Information provided:
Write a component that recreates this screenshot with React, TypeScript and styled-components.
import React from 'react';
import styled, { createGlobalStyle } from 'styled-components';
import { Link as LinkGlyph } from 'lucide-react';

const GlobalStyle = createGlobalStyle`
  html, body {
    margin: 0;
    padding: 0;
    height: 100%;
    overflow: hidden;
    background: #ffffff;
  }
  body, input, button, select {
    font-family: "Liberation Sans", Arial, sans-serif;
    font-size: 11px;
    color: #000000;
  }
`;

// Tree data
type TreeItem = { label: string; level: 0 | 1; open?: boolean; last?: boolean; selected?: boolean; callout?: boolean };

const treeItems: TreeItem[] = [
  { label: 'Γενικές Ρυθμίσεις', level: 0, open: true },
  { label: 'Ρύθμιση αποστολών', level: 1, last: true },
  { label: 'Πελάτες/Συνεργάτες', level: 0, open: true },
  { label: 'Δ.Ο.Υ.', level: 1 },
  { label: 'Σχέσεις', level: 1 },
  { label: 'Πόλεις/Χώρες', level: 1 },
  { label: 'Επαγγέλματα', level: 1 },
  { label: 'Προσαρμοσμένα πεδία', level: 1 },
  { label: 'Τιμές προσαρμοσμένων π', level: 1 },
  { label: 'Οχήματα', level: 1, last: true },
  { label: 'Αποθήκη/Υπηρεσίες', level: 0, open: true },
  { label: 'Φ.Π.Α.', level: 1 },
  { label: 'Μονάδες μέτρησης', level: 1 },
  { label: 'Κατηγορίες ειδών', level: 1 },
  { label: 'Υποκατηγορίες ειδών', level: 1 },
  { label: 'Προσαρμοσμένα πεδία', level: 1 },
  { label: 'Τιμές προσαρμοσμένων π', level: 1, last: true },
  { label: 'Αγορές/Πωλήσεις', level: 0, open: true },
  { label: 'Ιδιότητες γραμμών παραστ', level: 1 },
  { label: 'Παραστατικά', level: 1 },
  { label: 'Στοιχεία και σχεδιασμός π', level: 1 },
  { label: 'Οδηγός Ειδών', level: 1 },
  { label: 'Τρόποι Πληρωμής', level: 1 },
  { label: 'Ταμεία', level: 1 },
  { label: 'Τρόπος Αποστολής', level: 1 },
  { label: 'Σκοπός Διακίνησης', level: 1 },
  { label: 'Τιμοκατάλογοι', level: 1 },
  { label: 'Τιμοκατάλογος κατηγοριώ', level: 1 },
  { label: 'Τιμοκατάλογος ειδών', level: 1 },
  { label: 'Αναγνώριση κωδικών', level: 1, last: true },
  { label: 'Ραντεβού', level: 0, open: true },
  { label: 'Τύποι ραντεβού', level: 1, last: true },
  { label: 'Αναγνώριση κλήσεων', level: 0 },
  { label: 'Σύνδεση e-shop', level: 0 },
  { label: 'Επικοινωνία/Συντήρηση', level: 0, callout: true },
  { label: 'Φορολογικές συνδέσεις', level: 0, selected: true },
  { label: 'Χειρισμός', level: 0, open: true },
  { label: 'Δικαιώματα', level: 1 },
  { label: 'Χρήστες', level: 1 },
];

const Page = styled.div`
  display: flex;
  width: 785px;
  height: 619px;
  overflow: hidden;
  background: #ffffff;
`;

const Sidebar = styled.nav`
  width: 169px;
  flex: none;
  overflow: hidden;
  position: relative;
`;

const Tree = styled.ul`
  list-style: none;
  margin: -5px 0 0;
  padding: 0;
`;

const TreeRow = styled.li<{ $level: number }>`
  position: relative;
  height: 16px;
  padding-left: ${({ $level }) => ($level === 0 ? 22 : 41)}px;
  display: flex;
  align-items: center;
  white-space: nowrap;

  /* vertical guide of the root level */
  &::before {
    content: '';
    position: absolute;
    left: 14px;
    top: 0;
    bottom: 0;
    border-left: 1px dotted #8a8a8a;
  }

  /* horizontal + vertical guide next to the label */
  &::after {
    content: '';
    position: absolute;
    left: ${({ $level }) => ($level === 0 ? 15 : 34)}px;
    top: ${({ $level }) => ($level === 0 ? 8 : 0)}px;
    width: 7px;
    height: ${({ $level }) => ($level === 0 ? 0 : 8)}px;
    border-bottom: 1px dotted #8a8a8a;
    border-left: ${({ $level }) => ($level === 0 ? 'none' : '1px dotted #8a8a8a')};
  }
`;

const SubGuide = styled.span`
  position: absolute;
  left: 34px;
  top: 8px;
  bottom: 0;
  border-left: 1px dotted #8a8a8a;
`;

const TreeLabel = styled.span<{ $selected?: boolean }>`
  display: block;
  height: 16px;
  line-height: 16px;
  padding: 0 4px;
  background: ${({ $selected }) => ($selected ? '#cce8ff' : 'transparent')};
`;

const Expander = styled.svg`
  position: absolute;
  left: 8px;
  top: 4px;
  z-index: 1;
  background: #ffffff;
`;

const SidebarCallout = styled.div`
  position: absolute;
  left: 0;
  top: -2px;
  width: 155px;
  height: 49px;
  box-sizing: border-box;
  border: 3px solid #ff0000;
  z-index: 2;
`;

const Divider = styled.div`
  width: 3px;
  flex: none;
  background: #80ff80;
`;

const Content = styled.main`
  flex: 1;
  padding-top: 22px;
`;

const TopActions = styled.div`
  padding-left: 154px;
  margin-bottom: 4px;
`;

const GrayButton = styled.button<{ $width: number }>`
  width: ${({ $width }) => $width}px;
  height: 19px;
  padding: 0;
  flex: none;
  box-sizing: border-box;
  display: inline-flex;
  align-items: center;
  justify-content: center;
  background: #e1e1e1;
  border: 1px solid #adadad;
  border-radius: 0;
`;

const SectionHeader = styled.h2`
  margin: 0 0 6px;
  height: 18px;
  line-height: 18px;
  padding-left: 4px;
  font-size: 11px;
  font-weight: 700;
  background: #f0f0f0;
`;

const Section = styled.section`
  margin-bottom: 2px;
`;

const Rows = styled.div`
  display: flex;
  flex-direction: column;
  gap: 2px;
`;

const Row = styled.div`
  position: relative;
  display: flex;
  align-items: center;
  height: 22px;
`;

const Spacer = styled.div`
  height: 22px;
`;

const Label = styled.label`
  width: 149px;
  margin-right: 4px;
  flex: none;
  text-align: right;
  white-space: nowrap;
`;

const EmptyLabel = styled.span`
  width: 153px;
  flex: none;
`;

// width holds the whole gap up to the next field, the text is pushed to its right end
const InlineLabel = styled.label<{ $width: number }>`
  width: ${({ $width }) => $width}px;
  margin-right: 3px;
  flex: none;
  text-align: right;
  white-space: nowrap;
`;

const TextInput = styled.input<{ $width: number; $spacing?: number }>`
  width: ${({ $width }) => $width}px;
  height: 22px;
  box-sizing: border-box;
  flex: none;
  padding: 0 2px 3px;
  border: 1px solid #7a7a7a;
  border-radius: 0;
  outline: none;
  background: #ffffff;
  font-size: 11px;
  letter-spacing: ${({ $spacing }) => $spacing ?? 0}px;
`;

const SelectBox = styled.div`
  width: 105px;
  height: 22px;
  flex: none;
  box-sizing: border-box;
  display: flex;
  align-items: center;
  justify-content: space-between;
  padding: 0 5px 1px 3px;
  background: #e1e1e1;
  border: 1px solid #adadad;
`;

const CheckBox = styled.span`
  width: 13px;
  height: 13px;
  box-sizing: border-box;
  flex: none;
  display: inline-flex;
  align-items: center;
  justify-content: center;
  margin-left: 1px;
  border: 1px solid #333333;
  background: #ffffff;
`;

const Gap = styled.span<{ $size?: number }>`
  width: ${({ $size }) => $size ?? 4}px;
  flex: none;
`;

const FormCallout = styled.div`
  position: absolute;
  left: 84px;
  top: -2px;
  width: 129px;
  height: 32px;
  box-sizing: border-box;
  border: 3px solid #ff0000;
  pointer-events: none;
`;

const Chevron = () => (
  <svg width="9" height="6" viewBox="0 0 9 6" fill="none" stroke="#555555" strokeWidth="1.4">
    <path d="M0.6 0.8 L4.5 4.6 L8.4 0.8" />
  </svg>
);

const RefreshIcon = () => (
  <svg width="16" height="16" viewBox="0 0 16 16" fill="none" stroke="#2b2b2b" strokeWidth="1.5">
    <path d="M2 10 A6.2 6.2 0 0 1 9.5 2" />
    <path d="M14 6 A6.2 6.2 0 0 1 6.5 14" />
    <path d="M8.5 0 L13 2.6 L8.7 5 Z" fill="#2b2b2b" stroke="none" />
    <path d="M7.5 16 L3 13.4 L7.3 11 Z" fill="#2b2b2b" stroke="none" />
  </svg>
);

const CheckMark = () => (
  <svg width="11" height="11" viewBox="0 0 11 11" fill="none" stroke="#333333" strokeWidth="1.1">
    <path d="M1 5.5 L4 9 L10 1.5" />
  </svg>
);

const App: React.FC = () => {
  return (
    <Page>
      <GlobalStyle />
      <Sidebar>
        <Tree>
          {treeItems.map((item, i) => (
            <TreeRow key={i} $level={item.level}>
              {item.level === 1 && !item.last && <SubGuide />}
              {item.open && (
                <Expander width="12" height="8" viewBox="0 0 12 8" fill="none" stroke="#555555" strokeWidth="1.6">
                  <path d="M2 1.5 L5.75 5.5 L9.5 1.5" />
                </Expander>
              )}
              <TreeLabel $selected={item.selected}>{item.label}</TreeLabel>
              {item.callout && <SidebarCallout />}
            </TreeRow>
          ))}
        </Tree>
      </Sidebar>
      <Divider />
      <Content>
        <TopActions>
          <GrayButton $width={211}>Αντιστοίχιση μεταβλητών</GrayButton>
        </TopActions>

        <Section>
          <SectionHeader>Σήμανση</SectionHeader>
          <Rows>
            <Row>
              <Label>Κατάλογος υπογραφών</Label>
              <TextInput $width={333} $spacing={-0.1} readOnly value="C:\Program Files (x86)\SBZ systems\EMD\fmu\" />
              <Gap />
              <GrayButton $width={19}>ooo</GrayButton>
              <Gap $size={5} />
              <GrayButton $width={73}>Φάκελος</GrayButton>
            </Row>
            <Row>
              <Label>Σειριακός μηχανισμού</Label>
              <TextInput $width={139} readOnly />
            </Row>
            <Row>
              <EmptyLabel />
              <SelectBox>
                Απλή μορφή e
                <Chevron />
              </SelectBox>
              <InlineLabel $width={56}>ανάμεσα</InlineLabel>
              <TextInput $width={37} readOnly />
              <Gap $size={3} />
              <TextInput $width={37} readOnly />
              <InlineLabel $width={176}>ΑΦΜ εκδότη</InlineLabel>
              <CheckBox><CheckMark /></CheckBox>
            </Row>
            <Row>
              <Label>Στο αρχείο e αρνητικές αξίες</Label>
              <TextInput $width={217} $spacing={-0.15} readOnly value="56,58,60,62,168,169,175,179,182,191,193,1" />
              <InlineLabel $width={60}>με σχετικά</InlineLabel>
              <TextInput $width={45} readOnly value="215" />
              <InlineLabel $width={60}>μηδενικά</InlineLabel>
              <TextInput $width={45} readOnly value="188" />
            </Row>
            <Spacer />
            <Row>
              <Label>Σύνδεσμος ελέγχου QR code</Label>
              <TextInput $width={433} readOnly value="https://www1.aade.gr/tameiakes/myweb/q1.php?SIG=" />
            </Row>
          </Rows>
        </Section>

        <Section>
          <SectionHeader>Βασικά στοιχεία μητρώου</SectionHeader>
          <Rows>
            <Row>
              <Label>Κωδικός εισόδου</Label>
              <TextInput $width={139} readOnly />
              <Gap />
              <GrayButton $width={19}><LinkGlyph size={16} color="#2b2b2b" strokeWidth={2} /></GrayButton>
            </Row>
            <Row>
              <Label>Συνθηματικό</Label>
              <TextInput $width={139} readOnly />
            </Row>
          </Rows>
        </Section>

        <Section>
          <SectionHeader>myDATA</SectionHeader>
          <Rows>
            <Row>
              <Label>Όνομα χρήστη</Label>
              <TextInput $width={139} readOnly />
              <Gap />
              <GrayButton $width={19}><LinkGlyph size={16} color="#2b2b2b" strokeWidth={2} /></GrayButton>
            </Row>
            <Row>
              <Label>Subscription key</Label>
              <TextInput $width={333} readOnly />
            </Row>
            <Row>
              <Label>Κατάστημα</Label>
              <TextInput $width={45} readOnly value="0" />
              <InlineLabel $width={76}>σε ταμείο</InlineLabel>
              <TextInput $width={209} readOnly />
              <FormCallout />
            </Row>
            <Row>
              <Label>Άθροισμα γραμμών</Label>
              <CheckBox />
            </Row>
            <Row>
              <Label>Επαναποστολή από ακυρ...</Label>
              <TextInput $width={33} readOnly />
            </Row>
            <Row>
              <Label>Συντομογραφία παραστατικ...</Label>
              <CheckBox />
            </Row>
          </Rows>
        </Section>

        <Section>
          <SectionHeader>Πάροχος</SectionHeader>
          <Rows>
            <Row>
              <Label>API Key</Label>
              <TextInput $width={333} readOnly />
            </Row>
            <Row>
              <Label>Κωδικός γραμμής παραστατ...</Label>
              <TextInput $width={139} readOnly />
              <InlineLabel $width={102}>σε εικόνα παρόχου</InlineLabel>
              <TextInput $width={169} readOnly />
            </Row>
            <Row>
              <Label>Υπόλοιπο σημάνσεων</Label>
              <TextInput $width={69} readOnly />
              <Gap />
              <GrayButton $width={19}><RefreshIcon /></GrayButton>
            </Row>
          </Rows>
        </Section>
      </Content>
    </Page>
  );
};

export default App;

--

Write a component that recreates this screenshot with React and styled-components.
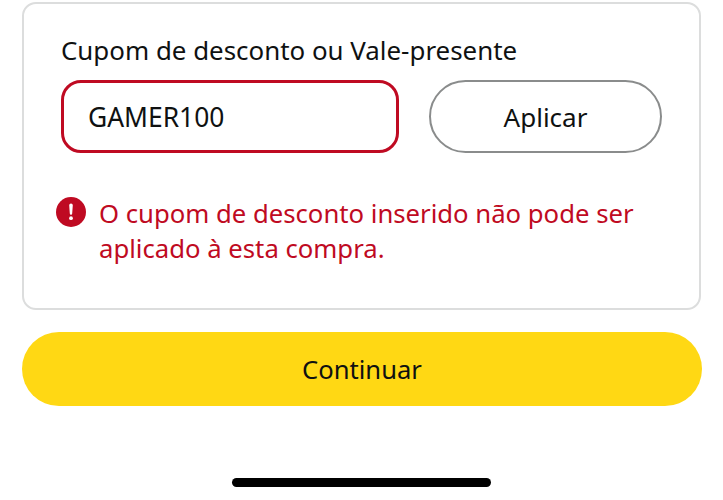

The exercise:
Start at the line with "TypeScript and styled-components." and stop after the line with "string; level: 0". Repeat exactly the lines in that range.

Exercise result:
Write a component that recreates this screenshot with React, TypeScript and styled-components.
import React from 'react';
import styled, { createGlobalStyle } from 'styled-components';
import { Link as LinkGlyph } from 'lucide-react';

const GlobalStyle = createGlobalStyle`
  html, body {
    margin: 0;
    padding: 0;
    height: 100%;
    overflow: hidden;
    background: #ffffff;
  }
  body, input, button, select {
    font-family: "Liberation Sans", Arial, sans-serif;
    font-size: 11px;
    color: #000000;
  }
`;

// Tree data
type TreeItem = { label: string; level: 0 | 1; open?: boolean; last?: boolean; selected?: boolean; callout?: boolean };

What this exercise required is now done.